● Exercise directions
Transcribe the material exactly. Images do not belong in the copy.

● Source material
* * *

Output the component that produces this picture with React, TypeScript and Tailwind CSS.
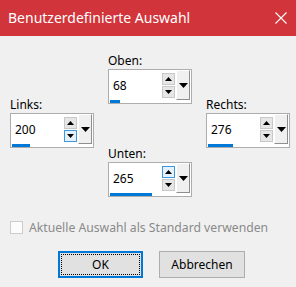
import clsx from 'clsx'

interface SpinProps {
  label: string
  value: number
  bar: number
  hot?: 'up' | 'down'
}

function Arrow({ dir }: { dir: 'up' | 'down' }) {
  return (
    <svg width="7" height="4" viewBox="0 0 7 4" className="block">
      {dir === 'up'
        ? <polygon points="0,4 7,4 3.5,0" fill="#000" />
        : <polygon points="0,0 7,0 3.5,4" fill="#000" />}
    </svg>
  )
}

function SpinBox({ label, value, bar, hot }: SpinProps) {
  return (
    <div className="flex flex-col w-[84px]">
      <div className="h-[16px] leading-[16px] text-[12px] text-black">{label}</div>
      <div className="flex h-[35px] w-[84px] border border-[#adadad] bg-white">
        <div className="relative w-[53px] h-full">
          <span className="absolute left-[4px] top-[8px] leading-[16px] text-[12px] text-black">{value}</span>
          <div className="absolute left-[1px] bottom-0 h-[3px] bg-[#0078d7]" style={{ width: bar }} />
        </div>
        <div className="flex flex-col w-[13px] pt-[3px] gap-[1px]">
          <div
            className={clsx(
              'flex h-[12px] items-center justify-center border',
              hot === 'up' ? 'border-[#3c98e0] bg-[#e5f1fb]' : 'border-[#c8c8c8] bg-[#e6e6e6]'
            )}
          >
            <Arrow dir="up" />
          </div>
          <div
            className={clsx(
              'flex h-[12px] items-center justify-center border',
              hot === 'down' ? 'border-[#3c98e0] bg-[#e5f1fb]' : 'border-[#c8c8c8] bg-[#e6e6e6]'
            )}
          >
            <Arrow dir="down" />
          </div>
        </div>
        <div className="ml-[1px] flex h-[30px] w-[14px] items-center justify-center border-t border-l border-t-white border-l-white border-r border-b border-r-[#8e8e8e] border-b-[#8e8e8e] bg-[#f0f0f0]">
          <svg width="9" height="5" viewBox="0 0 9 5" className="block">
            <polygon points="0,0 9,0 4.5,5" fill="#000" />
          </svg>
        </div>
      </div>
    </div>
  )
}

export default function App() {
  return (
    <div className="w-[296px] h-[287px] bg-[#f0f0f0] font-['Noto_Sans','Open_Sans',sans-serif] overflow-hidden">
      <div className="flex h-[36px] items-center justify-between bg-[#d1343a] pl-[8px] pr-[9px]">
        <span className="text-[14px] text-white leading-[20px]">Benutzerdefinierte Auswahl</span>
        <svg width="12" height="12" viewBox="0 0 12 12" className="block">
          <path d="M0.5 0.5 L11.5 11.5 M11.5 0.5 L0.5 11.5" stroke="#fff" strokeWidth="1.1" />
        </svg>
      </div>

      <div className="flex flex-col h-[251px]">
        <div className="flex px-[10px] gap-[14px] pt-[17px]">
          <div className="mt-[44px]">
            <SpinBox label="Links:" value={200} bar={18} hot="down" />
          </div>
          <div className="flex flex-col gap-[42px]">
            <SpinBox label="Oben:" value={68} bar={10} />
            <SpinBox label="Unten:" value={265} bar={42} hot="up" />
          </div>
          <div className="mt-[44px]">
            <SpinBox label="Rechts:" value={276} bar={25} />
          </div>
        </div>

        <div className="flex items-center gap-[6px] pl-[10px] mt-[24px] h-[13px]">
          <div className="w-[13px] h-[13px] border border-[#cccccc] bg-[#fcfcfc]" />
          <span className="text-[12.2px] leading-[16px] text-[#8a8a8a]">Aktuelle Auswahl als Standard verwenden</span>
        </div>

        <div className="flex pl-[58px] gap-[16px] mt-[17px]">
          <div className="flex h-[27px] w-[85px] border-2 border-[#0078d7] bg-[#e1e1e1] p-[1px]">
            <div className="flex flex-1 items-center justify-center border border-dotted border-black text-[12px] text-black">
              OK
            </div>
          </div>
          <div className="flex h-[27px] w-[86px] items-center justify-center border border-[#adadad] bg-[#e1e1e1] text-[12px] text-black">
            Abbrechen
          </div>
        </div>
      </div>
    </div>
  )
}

* * *

● Task response
Output the component that produces this picture with React, TypeScript and Tailwind CSS.
import clsx from 'clsx'

interface SpinProps {
  label: string
  value: number
  bar: number
  hot?: 'up' | 'down'
}

function Arrow({ dir }: { dir: 'up' | 'down' }) {
  return (
    <svg width="7" height="4" viewBox="0 0 7 4" className="block">
      {dir === 'up'
        ? <polygon points="0,4 7,4 3.5,0" fill="#000" />
        : <polygon points="0,0 7,0 3.5,4" fill="#000" />}
    </svg>
  )
}

function SpinBox({ label, value, bar, hot }: SpinProps) {
  return (
    <div className="flex flex-col w-[84px]">
      <div className="h-[16px] leading-[16px] text-[12px] text-black">{label}</div>
      <div className="flex h-[35px] w-[84px] border border-[#adadad] bg-white">
        <div className="relative w-[53px] h-full">
          <span className="absolute left-[4px] top-[8px] leading-[16px] text-[12px] text-black">{value}</span>
          <div className="absolute left-[1px] bottom-0 h-[3px] bg-[#0078d7]" style={{ width: bar }} />
        </div>
        <div className="flex flex-col w-[13px] pt-[3px] gap-[1px]">
          <div
            className={clsx(
              'flex h-[12px] items-center justify-center border',
              hot === 'up' ? 'border-[#3c98e0] bg-[#e5f1fb]' : 'border-[#c8c8c8] bg-[#e6e6e6]'
            )}
          >
            <Arrow dir="up" />
          </div>
          <div
            className={clsx(
              'flex h-[12px] items-center justify-center border',
              hot === 'down' ? 'border-[#3c98e0] bg-[#e5f1fb]' : 'border-[#c8c8c8] bg-[#e6e6e6]'
            )}
          >
            <Arrow dir="down" />
          </div>
        </div>
        <div className="ml-[1px] flex h-[30px] w-[14px] items-center justify-center border-t border-l border-t-white border-l-white border-r border-b border-r-[#8e8e8e] border-b-[#8e8e8e] bg-[#f0f0f0]">
          <svg width="9" height="5" viewBox="0 0 9 5" className="block">
            <polygon points="0,0 9,0 4.5,5" fill="#000" />
          </svg>
        </div>
      </div>
    </div>
  )
}

export default function App() {
  return (
    <div className="w-[296px] h-[287px] bg-[#f0f0f0] font-['Noto_Sans','Open_Sans',sans-serif] overflow-hidden">
      <div className="flex h-[36px] items-center justify-between bg-[#d1343a] pl-[8px] pr-[9px]">
        <span className="text-[14px] text-white leading-[20px]">Benutzerdefinierte Auswahl</span>
        <svg width="12" height="12" viewBox="0 0 12 12" className="block">
          <path d="M0.5 0.5 L11.5 11.5 M11.5 0.5 L0.5 11.5" stroke="#fff" strokeWidth="1.1" />
        </svg>
      </div>

      <div className="flex flex-col h-[251px]">
        <div className="flex px-[10px] gap-[14px] pt-[17px]">
          <div className="mt-[44px]">
            <SpinBox label="Links:" value={200} bar={18} hot="down" />
          </div>
          <div className="flex flex-col gap-[42px]">
            <SpinBox label="Oben:" value={68} bar={10} />
            <SpinBox label="Unten:" value={265} bar={42} hot="up" />
          </div>
          <div className="mt-[44px]">
            <SpinBox label="Rechts:" value={276} bar={25} />
          </div>
        </div>

        <div className="flex items-center gap-[6px] pl-[10px] mt-[24px] h-[13px]">
          <div className="w-[13px] h-[13px] border border-[#cccccc] bg-[#fcfcfc]" />
          <span className="text-[12.2px] leading-[16px] text-[#8a8a8a]">Aktuelle Auswahl als Standard verwenden</span>
        </div>

        <div className="flex pl-[58px] gap-[16px] mt-[17px]">
          <div className="flex h-[27px] w-[85px] border-2 border-[#0078d7] bg-[#e1e1e1] p-[1px]">
            <div className="flex flex-1 items-center justify-center border border-dotted border-black text-[12px] text-black">
              OK
            </div>
          </div>
          <div className="flex h-[27px] w-[86px] items-center justify-center border border-[#adadad] bg-[#e1e1e1] text-[12px] text-black">
            Abbrechen
          </div>
        </div>
      </div>
    </div>
  )
}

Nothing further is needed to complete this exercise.